▶ **Job**
A verbatim copy is needed of the lines from the one containing "Clone this screenshot" down to the one containing "import React from 'react'", inclusive. Print it with no pictures.
--- begin Listed entries ---
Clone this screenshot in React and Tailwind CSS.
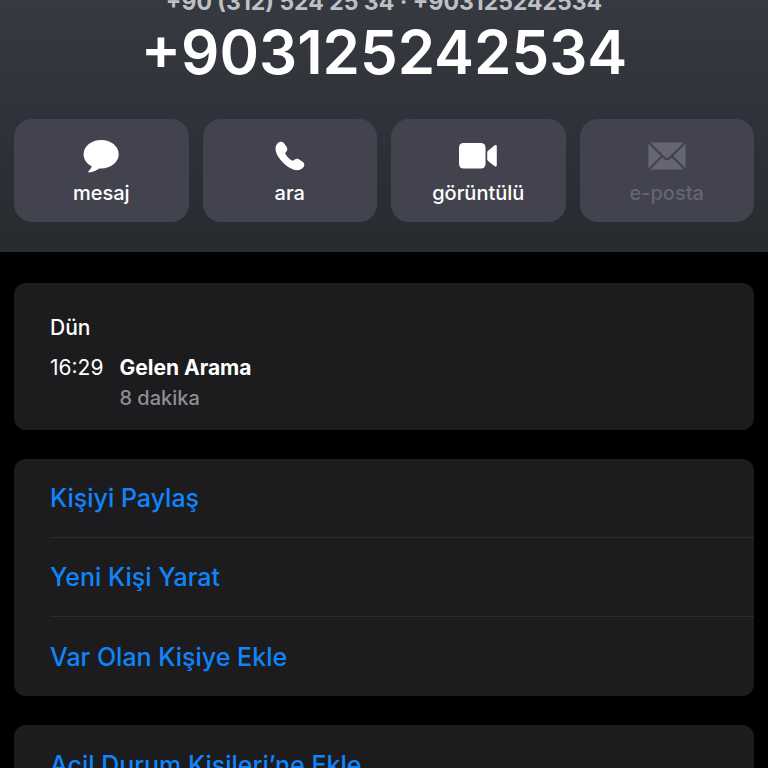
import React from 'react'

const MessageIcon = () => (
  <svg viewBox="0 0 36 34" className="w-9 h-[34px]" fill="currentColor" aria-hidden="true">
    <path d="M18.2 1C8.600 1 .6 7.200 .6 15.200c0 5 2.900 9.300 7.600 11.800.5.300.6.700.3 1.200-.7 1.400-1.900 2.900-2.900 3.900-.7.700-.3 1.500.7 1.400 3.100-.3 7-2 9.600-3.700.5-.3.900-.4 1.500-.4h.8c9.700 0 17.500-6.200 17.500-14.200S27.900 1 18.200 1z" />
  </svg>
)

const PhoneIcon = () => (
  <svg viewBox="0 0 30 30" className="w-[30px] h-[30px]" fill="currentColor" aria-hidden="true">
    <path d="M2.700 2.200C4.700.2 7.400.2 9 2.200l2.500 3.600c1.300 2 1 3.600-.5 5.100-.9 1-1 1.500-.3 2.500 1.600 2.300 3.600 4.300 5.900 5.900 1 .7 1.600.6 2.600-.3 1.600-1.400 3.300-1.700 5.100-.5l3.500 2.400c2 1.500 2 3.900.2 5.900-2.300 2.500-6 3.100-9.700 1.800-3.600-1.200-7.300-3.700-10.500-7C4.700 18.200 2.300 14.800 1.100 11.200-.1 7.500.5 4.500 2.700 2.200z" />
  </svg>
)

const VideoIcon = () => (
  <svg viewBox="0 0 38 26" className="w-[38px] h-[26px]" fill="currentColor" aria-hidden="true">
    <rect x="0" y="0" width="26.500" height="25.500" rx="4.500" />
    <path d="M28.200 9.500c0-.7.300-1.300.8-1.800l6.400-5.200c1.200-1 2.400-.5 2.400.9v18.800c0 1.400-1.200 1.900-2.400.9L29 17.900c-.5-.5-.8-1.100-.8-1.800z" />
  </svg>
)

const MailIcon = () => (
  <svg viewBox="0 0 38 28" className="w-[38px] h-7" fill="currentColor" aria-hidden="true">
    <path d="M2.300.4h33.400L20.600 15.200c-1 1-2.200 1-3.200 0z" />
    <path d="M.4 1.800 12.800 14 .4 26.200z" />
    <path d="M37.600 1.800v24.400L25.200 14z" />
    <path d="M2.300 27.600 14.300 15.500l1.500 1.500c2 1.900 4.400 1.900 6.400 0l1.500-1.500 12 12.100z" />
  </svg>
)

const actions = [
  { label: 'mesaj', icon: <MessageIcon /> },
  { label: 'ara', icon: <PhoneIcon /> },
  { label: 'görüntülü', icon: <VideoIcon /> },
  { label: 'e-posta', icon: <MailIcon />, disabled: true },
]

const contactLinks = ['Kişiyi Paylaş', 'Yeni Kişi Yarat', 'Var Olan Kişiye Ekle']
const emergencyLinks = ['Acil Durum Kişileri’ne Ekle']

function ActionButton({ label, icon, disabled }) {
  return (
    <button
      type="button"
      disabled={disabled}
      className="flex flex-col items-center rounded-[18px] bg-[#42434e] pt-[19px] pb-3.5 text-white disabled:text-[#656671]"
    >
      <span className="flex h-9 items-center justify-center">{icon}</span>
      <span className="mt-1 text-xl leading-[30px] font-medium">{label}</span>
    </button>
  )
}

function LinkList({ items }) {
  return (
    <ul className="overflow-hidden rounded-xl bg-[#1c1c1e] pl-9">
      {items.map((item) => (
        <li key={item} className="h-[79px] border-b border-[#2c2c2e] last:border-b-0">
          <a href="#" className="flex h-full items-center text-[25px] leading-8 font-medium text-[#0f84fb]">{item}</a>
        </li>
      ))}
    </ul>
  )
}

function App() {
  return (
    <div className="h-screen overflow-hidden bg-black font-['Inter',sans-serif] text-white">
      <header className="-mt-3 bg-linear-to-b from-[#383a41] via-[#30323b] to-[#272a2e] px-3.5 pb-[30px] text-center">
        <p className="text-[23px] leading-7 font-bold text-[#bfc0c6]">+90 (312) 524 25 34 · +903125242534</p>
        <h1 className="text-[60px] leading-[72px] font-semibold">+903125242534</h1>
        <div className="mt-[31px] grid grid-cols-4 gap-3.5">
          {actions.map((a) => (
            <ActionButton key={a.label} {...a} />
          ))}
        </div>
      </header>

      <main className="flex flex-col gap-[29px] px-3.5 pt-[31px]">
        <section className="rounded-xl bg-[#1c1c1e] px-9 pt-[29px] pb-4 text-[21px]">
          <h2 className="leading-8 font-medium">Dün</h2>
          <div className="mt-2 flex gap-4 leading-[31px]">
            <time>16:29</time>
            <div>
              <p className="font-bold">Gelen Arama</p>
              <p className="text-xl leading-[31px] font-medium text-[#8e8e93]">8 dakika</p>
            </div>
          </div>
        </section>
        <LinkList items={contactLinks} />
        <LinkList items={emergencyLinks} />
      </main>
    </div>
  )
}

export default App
--- end Listed entries ---
--- begin Listed entries ---
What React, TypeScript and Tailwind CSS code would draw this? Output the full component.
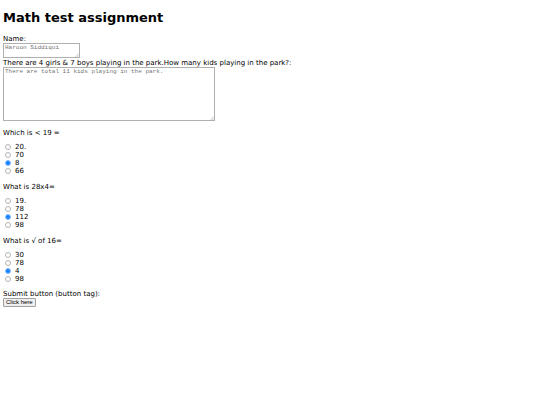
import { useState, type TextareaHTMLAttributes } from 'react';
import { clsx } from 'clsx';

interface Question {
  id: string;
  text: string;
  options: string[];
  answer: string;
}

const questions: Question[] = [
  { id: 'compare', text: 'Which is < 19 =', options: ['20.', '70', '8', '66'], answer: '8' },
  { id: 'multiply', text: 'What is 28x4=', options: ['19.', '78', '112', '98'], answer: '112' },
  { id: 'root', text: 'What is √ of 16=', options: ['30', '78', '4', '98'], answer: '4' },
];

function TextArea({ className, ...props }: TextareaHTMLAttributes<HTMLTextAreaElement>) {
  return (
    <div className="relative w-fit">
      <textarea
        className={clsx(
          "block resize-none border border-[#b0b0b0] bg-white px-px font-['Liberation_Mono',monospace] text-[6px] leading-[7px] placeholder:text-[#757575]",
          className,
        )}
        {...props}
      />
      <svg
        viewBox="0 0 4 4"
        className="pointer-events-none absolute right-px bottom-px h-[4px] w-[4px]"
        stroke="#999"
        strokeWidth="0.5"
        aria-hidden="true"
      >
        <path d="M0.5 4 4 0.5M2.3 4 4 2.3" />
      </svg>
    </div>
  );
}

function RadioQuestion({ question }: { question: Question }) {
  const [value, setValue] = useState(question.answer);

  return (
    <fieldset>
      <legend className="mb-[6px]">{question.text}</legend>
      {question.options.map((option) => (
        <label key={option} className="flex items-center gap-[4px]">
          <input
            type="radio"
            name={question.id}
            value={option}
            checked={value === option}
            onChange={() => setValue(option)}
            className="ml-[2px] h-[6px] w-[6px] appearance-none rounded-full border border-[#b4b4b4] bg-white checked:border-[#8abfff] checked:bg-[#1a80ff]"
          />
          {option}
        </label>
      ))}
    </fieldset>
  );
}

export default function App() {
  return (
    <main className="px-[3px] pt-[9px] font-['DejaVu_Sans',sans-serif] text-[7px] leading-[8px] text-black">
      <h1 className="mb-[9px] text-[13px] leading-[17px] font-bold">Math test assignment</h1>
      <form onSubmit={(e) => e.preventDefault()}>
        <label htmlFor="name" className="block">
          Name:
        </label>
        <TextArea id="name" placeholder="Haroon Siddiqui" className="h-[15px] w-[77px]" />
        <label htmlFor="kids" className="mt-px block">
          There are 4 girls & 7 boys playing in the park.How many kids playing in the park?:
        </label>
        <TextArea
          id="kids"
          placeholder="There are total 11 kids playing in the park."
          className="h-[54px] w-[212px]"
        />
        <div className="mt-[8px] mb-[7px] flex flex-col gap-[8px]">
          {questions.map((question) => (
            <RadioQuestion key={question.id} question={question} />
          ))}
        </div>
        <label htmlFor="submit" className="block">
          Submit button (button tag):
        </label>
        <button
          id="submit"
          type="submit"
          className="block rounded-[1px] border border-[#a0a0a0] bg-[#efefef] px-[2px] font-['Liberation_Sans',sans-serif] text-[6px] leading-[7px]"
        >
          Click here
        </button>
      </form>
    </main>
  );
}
--- end Listed entries ---
▶ **Finished task**
Clone this screenshot in React and Tailwind CSS.
import React from 'react'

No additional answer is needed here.